Skimming through some articles on the art of tapestry weaving, I learn: The tapestry craftsman not only had to be an expert weaver but also needed to be skilled in the art of dying.   I read this wrong/it is spelled wrong—But either way it applies to writing—Stitching, dy(e)ing—a garment to protect a gainst a death drive?—Plath-style—Perhaps every poem is a kind of death dress for a co(r)pse of ideas. 

Are there any particular pronounced influences / guiding lights for this chapbook?

  

Formally/visually I was just having fun (see answer to question #2) but in a way the chapbook is about influence—who influences, who affects versus who is affected, who is the sewer & who is the sown etc.—these are interspersed in big bold text. Not very subtle, but since my writing tends toward the oblique, & Poor Banished deals with contamination of the gauzy or pure, I thought the “ugliness” of the domineering intellectual influence on the minuscula of the narrative made for interesting contrast.  

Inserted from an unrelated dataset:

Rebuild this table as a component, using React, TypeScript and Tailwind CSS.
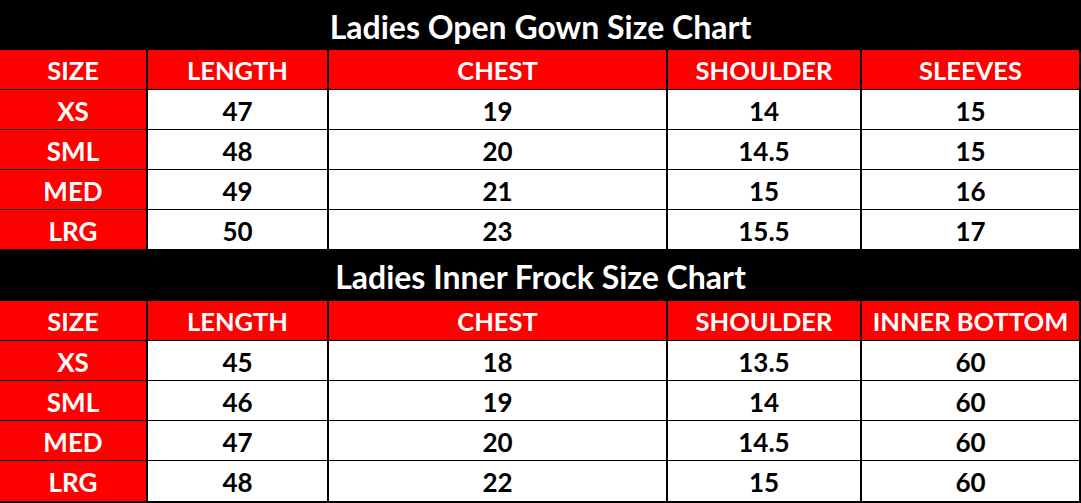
const font = { fontFamily: '"Lato", "Open Sans", sans-serif' };

const COLS = "grid-cols-[148px_181px_339px_194px_219px]";

interface ChartProps {
  title: string;
  headers: string[];
  rows: string[][];
  last?: boolean;
}

function Chart({ title, headers, rows, last = false }: ChartProps) {
  return (
    <div className="w-[1081px]">
      <div
        className={`bg-black flex items-center justify-center text-white font-bold text-[32px] pt-[3px] ${
          last ? "h-[51px]" : "h-[50px]"
        }`}
      >
        {title}
      </div>
      <div className={`grid ${COLS}`}>
        {headers.map((h) => (
          <div
            key={h}
            className="h-[40px] pt-[2px] bg-[#ff0000] text-white font-bold text-[25.5px] flex items-center justify-center border-b border-r-2 border-black"
          >
            {h}
          </div>
        ))}
        {rows.map((r, ri) =>
          r.map((c, ci) => (
            <div
              key={`${ri}-${ci}`}
              className={`flex items-center justify-center pt-[3px] font-bold text-[26px] border-r-2 border-black ${
                ci === 0 ? "bg-[#ff0000] text-white" : "bg-white text-black"
              } ${last && ri === rows.length - 1 ? "border-b-2 h-[42px]" : "border-b h-[40px]"}`}
            >
              {c}
            </div>
          ))
        )}
      </div>
    </div>
  );
}

export default function App() {
  return (
    <div className="w-[1081px] h-[503px] bg-white overflow-hidden" style={font}>
      <Chart
        title="Ladies Open Gown Size Chart"
        headers={["SIZE", "LENGTH", "CHEST", "SHOULDER", "SLEEVES"]}
        rows={[
          ["XS", "47", "19", "14", "15"],
          ["SML", "48", "20", "14.5", "15"],
          ["MED", "49", "21", "15", "16"],
          ["LRG", "50", "23", "15.5", "17"],
        ]}
      />
      <Chart
        title="Ladies Inner Frock Size Chart"
        headers={["SIZE", "LENGTH", "CHEST", "SHOULDER", "INNER BOTTOM"]}
        rows={[
          ["XS", "45", "18", "13.5", "60"],
          ["SML", "46", "19", "14", "60"],
          ["MED", "47", "20", "14.5", "60"],
          ["LRG", "48", "22", "15", "60"],
        ]}
        last
      />
    </div>
  );
}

The pseudonym I used (which is also not-subtle in that I am not hiding in the name, more of a glasses + mustache ensemble) is a tip of my hat to Kierkegaard (Johannes Climactus) who used guises to explore doubt. So a way of ventriloquizing to explore questions or feelings—egolessness, or multiplicity. 

I started reading Alice Notley & Lauren Berlant’s work after I wrote this, but I feel like I channeled them both somehow, throughout. Always channeling Clarice Lispector and Helene Cixous, Claudia Rankine & Maggie Nelson.